C'est la SPRD qui fixe alors les conditions de rémunération.


Un droit de sortie :

Le projet de l'article L.134-6 vient compliquer encore les choses : La loi prévoit en effet qu'auteur et éditeur initial peuvent conjointement décider d'exploiter l'œuvre qui ne serait plus alors qualifiée d'œuvre disponible. L'éditeur disposerait alors de 18 mois pour effectuer cette exploitation.

Conclusion :

La rédaction de cette loi est particulièrement complexe au point que l'on pourrait penser qu'elle cherche à semer certains de ses lecteurs ou intéressés.

Elle a été indéniablement rédigée en faveur de l'éditeur initial alors même que celui-ci a montré pendant plusieurs années son désintérêt pour une œuvre en abandonnant son exploitation.

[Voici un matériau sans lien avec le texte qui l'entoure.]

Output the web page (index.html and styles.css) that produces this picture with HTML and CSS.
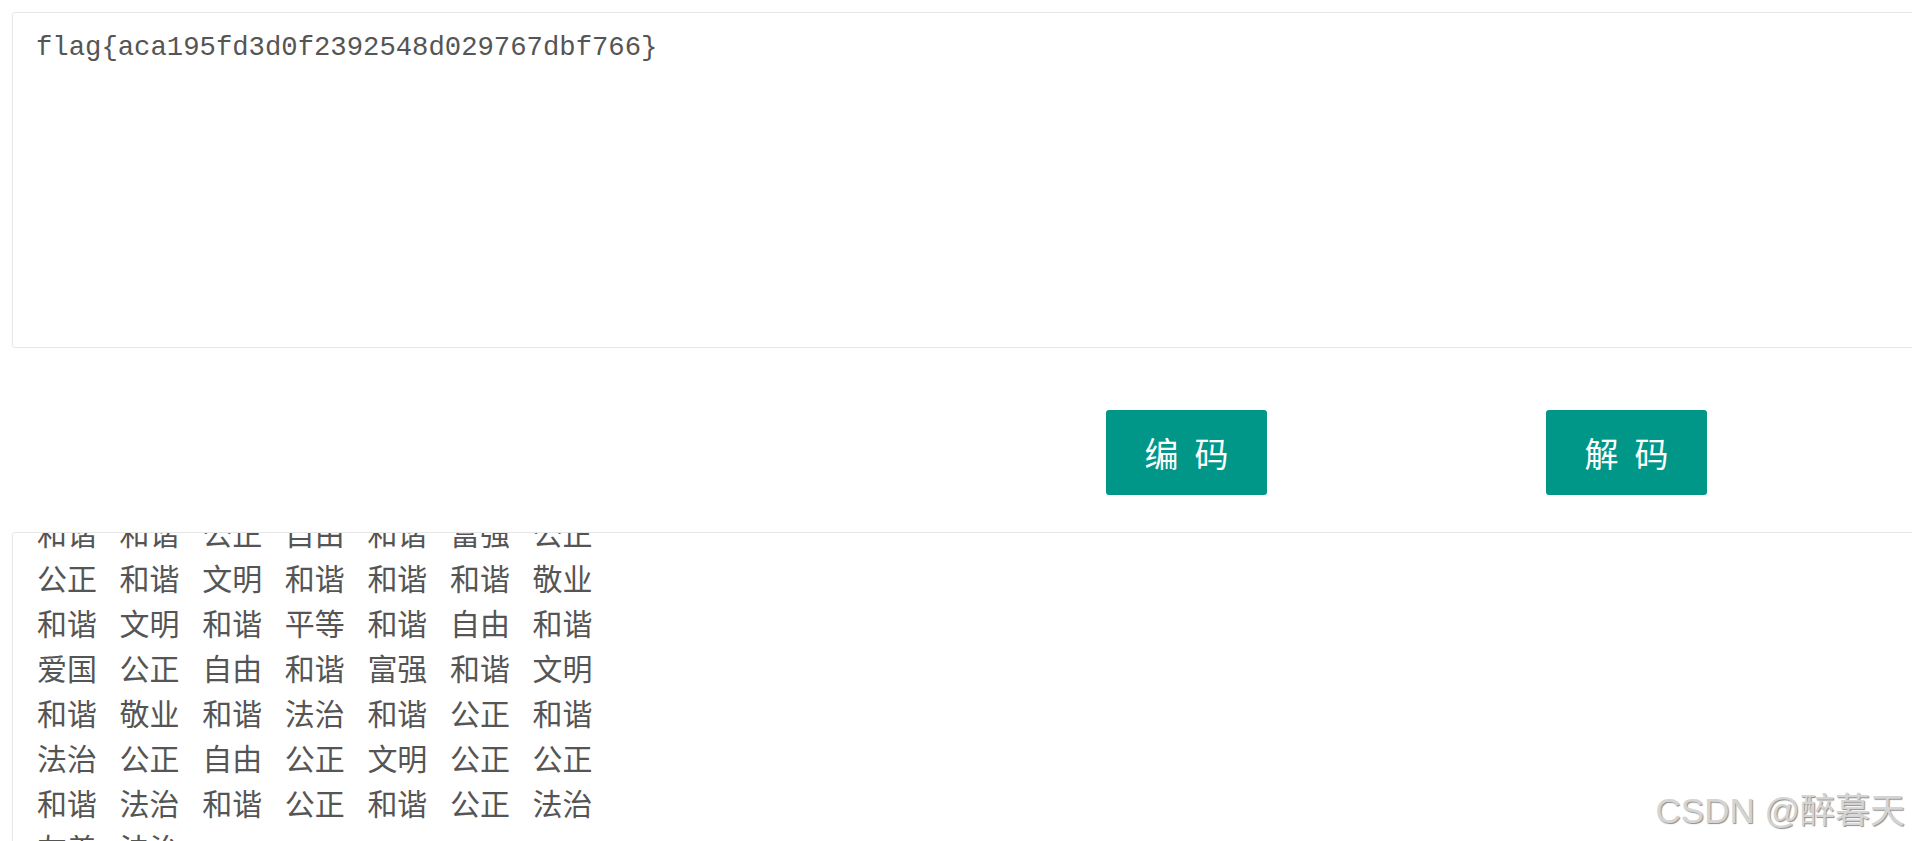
FILE: index.html
```html
<!DOCTYPE html>
<html lang="zh-CN">
<head>
<meta charset="utf-8">
<title>核心价值观编码</title>
<link rel="stylesheet" href="styles.css">
</head>
<body>
<div class="page">
  <div class="input-box">flag{aca195fd3d0f2392548d029767dbf766}</div>
  <div class="actions">
    <button class="btn"><span>编</span><span>码</span></button>
    <button class="btn"><span>解</span><span>码</span></button>
  </div>
  <div class="output-box">
    <div class="output-lines">
      <div class="line"><span>和谐</span><span>和谐</span><span>公正</span><span>自由</span><span>和谐</span><span>富强</span><span>公正</span></div>
      <div class="line"><span>公正</span><span>和谐</span><span>文明</span><span>和谐</span><span>和谐</span><span>和谐</span><span>敬业</span></div>
      <div class="line"><span>和谐</span><span>文明</span><span>和谐</span><span>平等</span><span>和谐</span><span>自由</span><span>和谐</span></div>
      <div class="line"><span>爱国</span><span>公正</span><span>自由</span><span>和谐</span><span>富强</span><span>和谐</span><span>文明</span></div>
      <div class="line"><span>和谐</span><span>敬业</span><span>和谐</span><span>法治</span><span>和谐</span><span>公正</span><span>和谐</span></div>
      <div class="line"><span>法治</span><span>公正</span><span>自由</span><span>公正</span><span>文明</span><span>公正</span><span>公正</span></div>
      <div class="line"><span>和谐</span><span>法治</span><span>和谐</span><span>公正</span><span>和谐</span><span>公正</span><span>法治</span></div>
      <div class="line"><span>友善</span><span>法治</span></div>
    </div>
  </div>
</div>
<div class="watermark">CSDN @醉暮天</div>
</body>
</html>
```
FILE: styles.css
```css
html, body {
  margin: 0;
  height: 100%;
  overflow: hidden;
  background: #fff;
}

.page {
  width: 1990px;
  padding: 12px 0 0 12px;
}

.input-box {
  box-sizing: border-box;
  width: 1960px;
  height: 336px;
  border: 1px solid #e6e6e6;
  border-radius: 3px;
  padding: 17px 23px;
  font-family: "Liberation Mono", monospace;
  font-size: 27.25px;
  line-height: 36px;
  color: #555;
}

.actions {
  display: flex;
  gap: 279px;
  margin: 62px 0 0 1094px;
}

.btn {
  width: 161px;
  height: 85px;
  padding: 0;
  border: 0;
  border-radius: 3px;
  background: #009688;
  color: #fff;
  font-family: "Noto Sans CJK SC", sans-serif;
  font-size: 34px;
  line-height: 1;
  display: flex;
  align-items: center;
  justify-content: center;
  gap: 16px;
}

.output-box {
  box-sizing: border-box;
  width: 1960px;
  height: 420px;
  margin-top: 37px;
  border: 1px solid #e6e6e6;
  border-radius: 3px;
  padding: 0 24px;
  overflow: hidden;
}

.output-lines {
  margin-top: -23px;
  font-family: "Noto Sans CJK SC", sans-serif;
  font-size: 30px;
  line-height: 45px;
  color: #555;
}

.line {
  display: flex;
  gap: 22.6px;
}

.watermark {
  position: absolute;
  top: 793px;
  right: 7px;
  font-family: "Liberation Sans", "Noto Sans CJK SC", sans-serif;
  font-size: 35px;
  line-height: 35px;
  color: #d4d4d4;
  text-shadow: 1px 1px 1px rgba(0, 0, 0, 0.45);
}
```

Outre l'hétérogénéité des délais dont dispose l'éditeur pour rendre l'œuvre de nouveau disponible (18 mois, 2 ans et jusqu'à 3 ans selon les cas), on s'étonnera de leur longueur. Le lecteur pourra attendre selon le cas de figure parfois plus de trois ans avant que l'œuvre soit de nouveau exploitée.

On notera que la disponibilité d'une œuvre peut être sous forme numérique ou papier, ce qui aura une influence sur la définition de l'obligation principale de l'éditeur dans les contrats d'édition et ce alors même que le législateur n'a pas défini ce qu'était l'exploitation permanente et suivie d'une œuvre sous forme numérique.

Enfin, rien n'est encore dit quant à la rémunération qui sera versée aux auteurs par la SPRD. Mais elle aura sans aucun doute une incidence quant au choix que fera l'auteur d'accepter ou non le principe de la gestion collective.